Check each line of the records below and collect those that include the word "this".

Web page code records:
──────────────────────────────

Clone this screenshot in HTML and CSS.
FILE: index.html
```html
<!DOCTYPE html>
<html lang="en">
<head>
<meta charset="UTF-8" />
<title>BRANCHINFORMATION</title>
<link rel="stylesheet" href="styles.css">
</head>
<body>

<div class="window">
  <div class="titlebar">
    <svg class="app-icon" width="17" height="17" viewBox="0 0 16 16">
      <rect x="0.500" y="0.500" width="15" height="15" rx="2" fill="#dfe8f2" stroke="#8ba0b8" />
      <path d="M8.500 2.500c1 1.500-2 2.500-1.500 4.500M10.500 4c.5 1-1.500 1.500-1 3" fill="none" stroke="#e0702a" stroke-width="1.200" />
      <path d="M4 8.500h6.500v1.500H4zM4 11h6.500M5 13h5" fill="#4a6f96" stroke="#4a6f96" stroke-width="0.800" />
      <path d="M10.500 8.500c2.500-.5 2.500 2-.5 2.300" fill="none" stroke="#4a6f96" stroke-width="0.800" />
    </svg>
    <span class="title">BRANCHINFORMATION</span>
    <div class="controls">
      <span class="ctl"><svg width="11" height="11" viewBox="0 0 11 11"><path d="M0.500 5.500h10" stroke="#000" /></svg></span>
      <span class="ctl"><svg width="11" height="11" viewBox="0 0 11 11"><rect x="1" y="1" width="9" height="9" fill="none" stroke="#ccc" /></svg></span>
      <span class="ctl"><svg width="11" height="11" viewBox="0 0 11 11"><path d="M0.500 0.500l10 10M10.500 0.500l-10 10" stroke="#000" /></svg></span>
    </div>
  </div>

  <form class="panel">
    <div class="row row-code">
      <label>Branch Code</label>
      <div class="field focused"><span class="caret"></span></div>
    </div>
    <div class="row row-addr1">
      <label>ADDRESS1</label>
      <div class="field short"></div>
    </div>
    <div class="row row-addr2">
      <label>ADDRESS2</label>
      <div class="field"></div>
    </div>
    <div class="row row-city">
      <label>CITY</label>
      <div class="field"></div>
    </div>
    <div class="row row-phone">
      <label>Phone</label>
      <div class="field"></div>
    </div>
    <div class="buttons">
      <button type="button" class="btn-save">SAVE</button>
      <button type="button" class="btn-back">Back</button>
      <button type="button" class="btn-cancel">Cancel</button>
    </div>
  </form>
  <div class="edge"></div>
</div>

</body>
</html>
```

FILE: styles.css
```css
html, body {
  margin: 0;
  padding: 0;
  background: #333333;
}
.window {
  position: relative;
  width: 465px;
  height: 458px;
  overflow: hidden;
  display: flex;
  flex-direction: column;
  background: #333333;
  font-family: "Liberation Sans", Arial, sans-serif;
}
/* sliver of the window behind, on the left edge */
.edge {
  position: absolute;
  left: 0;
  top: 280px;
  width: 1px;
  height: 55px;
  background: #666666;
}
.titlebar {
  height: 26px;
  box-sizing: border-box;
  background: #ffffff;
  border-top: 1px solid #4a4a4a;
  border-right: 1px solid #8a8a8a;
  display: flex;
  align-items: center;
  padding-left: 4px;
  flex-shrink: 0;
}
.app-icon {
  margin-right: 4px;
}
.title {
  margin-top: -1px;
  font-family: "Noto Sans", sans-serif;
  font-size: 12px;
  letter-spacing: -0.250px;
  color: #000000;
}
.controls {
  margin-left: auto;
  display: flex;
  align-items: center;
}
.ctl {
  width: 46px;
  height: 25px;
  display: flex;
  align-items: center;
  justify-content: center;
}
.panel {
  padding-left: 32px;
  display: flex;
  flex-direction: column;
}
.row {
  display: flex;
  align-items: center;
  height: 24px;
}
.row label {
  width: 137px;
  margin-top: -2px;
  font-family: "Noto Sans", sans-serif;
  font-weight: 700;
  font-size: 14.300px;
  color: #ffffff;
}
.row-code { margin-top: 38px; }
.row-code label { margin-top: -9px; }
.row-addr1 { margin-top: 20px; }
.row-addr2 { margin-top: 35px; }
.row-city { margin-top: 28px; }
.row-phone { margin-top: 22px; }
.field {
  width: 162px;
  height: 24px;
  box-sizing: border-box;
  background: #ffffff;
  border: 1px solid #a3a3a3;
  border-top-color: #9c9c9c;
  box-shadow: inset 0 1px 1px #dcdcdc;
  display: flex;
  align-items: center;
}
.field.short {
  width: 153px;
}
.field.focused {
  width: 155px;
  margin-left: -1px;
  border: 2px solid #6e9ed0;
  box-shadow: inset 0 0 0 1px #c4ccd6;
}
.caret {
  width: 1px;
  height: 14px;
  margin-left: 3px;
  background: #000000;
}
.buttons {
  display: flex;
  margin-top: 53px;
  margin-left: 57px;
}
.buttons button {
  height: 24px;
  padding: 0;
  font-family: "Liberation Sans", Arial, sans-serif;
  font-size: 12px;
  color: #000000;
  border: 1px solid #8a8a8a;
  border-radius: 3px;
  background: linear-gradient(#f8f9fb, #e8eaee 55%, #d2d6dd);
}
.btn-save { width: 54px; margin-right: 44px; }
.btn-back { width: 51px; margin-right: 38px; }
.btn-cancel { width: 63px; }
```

──────────────────────────────

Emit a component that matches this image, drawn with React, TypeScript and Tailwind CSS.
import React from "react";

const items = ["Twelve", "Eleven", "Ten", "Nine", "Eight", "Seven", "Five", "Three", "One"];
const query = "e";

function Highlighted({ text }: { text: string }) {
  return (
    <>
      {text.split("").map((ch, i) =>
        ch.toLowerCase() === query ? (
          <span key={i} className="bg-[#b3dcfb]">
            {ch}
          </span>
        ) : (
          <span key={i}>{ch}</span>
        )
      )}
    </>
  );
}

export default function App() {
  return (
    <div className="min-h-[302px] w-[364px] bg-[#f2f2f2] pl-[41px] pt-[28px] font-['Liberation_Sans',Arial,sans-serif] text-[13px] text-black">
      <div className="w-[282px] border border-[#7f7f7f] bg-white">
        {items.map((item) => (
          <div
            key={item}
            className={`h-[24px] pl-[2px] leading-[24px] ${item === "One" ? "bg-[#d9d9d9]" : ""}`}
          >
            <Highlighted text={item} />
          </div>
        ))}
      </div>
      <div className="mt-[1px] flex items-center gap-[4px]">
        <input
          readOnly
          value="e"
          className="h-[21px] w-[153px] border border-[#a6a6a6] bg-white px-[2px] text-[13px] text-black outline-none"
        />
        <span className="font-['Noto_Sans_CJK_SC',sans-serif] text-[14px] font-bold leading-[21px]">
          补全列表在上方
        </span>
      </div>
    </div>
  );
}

──────────────────────────────

- [WORKED ANSWER]:
Clone this screenshot in HTML and CSS.
Emit a component that matches this image, drawn with React, TypeScript and Tailwind CSS.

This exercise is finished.